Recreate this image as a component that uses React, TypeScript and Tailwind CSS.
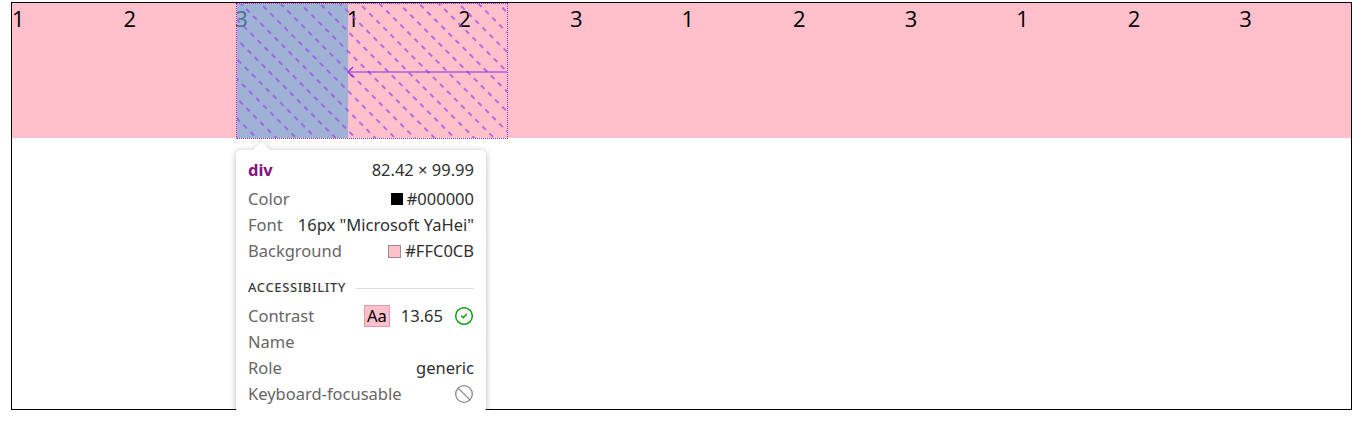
import { Ban, CircleCheck } from "lucide-react";

const cells = [1, 2, 3, 1, 2, 3, 1, 2, 3, 1, 2, 3];

function Row({ label, children }: { label: string; children?: React.ReactNode }) {
  return (
    <div className="flex h-[26px] items-center justify-between">
      <span className="text-[#666]">{label}</span>
      <span className="flex items-center text-[#303030]">{children}</span>
    </div>
  );
}

function Tooltip() {
  return (
    <div className="absolute left-[224px] top-[147px] w-[250px] rounded-[5px] bg-white px-[12px] pt-[7px] pb-[6px] text-[16.5px] shadow-[0_1px_6px_rgba(0,0,0,0.3)] font-['Noto_Sans',sans-serif]">
      <div className="absolute left-[19px] top-[-6px] h-[13px] w-[13px] rotate-45 bg-white shadow-[-2px_-2px_3px_rgba(0,0,0,0.08)]" />
      <div className="relative flex h-[26px] items-center justify-between">
        <span className="font-bold text-[#881280]">div</span>
        <span className="text-[#303030]">82.42 × 99.99</span>
      </div>
      <div className="mt-[3px]">
        <Row label="Color">
          <span className="mr-[4px] h-[12px] w-[12px] bg-black" />
          #000000
        </Row>
        <Row label="Font">16px "Microsoft YaHei"</Row>
        <Row label="Background">
          <span className="mr-[4px] h-[13px] w-[13px] border border-[#9a8a8c] bg-[#ffc0cb]" />
          #FFC0CB
        </Row>
      </div>
      <div className="mt-[14px] flex h-[20px] items-center gap-[10px]">
        <span className="text-[13px] font-medium tracking-[0.6px] text-[#3c3c3c]">ACCESSIBILITY</span>
        <span className="h-px flex-1 bg-[#dadce0]" />
      </div>
      <div className="mt-[5px]">
        <Row label="Contrast">
          <span className="flex h-[22px] w-[26px] items-center justify-center border border-[#e39aa6] bg-[#ffc0cb] text-black">
            Aa
          </span>
          <span className="ml-[11px]">13.65</span>
          <CircleCheck size={20} strokeWidth={1.8} className="ml-[11px] text-[#12a112]" />
        </Row>
        <Row label="Name" />
        <Row label="Role">generic</Row>
        <Row label="Keyboard-focusable">
          <Ban size={20} strokeWidth={1.6} className="text-[#8a8a8a]" />
        </Row>
      </div>
    </div>
  );
}

function Overlay() {
  return (
    <div className="absolute left-[224px] top-0 h-[136px] w-[272px] border-[1.5px] border-dotted border-[#8a2be2]">
      <div className="absolute left-0 top-0 h-full w-[111px] bg-[rgba(111,168,220,0.66)]" />
      <svg className="absolute inset-0 h-full w-full" xmlns="http://www.w3.org/2000/svg">
        <defs>
          <pattern
            id="hatch"
            width="14"
            height="10"
            patternUnits="userSpaceOnUse"
            patternTransform="rotate(-45)"
          >
            <line x1="3" y1="0" x2="3" y2="10" stroke="#9d4ee8" strokeWidth="1.5" strokeDasharray="5 5" />
          </pattern>
        </defs>
        <rect width="100%" height="100%" fill="url(#hatch)" />
        <line x1="111" y1="68" x2="270" y2="68" stroke="#8a2be2" strokeWidth="1.2" />
        <polyline points="116,63 111,68 116,73" fill="none" stroke="#8a2be2" strokeWidth="1.2" />
      </svg>
    </div>
  );
}

export default function App() {
  return (
    <div className="ml-[11px] mt-[2px] h-[408px] w-[1341px] border border-black bg-white">
      <div className="relative">
        <div className="flex h-[135px] bg-[#ffc0cb]">
          {cells.map((n, i) => (
            <div
              key={i}
              className="flex-1 text-[22px] leading-[30px] text-black font-['Open_Sans',sans-serif]"
            >
              {n}
            </div>
          ))}
        </div>
        <Overlay />
        <Tooltip />
      </div>
    </div>
  );
}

• • • • • • •

- **WHAT IS EXPECTED**: Retype each line of the listing above word for word. Exclude the pictures.

- **RESULT FOR THIS TASK**:
Recreate this image as a component that uses React, TypeScript and Tailwind CSS.
import { Ban, CircleCheck } from "lucide-react";

const cells = [1, 2, 3, 1, 2, 3, 1, 2, 3, 1, 2, 3];

function Row({ label, children }: { label: string; children?: React.ReactNode }) {
  return (
    <div className="flex h-[26px] items-center justify-between">
      <span className="text-[#666]">{label}</span>
      <span className="flex items-center text-[#303030]">{children}</span>
    </div>
  );
}

function Tooltip() {
  return (
    <div className="absolute left-[224px] top-[147px] w-[250px] rounded-[5px] bg-white px-[12px] pt-[7px] pb-[6px] text-[16.5px] shadow-[0_1px_6px_rgba(0,0,0,0.3)] font-['Noto_Sans',sans-serif]">
      <div className="absolute left-[19px] top-[-6px] h-[13px] w-[13px] rotate-45 bg-white shadow-[-2px_-2px_3px_rgba(0,0,0,0.08)]" />
      <div className="relative flex h-[26px] items-center justify-between">
        <span className="font-bold text-[#881280]">div</span>
        <span className="text-[#303030]">82.42 × 99.99</span>
      </div>
      <div className="mt-[3px]">
        <Row label="Color">
          <span className="mr-[4px] h-[12px] w-[12px] bg-black" />
          #000000
        </Row>
        <Row label="Font">16px "Microsoft YaHei"</Row>
        <Row label="Background">
          <span className="mr-[4px] h-[13px] w-[13px] border border-[#9a8a8c] bg-[#ffc0cb]" />
          #FFC0CB
        </Row>
      </div>
      <div className="mt-[14px] flex h-[20px] items-center gap-[10px]">
        <span className="text-[13px] font-medium tracking-[0.6px] text-[#3c3c3c]">ACCESSIBILITY</span>
        <span className="h-px flex-1 bg-[#dadce0]" />
      </div>
      <div className="mt-[5px]">
        <Row label="Contrast">
          <span className="flex h-[22px] w-[26px] items-center justify-center border border-[#e39aa6] bg-[#ffc0cb] text-black">
            Aa
          </span>
          <span className="ml-[11px]">13.65</span>
          <CircleCheck size={20} strokeWidth={1.8} className="ml-[11px] text-[#12a112]" />
        </Row>
        <Row label="Name" />
        <Row label="Role">generic</Row>
        <Row label="Keyboard-focusable">
          <Ban size={20} strokeWidth={1.6} className="text-[#8a8a8a]" />
        </Row>
      </div>
    </div>
  );
}

function Overlay() {
  return (
    <div className="absolute left-[224px] top-0 h-[136px] w-[272px] border-[1.5px] border-dotted border-[#8a2be2]">
      <div className="absolute left-0 top-0 h-full w-[111px] bg-[rgba(111,168,220,0.66)]" />
      <svg className="absolute inset-0 h-full w-full" xmlns="http://www.w3.org/2000/svg">
        <defs>
          <pattern
            id="hatch"
            width="14"
            height="10"
            patternUnits="userSpaceOnUse"
            patternTransform="rotate(-45)"
          >
            <line x1="3" y1="0" x2="3" y2="10" stroke="#9d4ee8" strokeWidth="1.5" strokeDasharray="5 5" />
          </pattern>
        </defs>
        <rect width="100%" height="100%" fill="url(#hatch)" />
        <line x1="111" y1="68" x2="270" y2="68" stroke="#8a2be2" strokeWidth="1.2" />
        <polyline points="116,63 111,68 116,73" fill="none" stroke="#8a2be2" strokeWidth="1.2" />
      </svg>
    </div>
  );
}

export default function App() {
  return (
    <div className="ml-[11px] mt-[2px] h-[408px] w-[1341px] border border-black bg-white">
      <div className="relative">
        <div className="flex h-[135px] bg-[#ffc0cb]">
          {cells.map((n, i) => (
            <div
              key={i}
              className="flex-1 text-[22px] leading-[30px] text-black font-['Open_Sans',sans-serif]"
            >
              {n}
            </div>
          ))}
        </div>
        <Overlay />
        <Tooltip />
      </div>
    </div>
  );
}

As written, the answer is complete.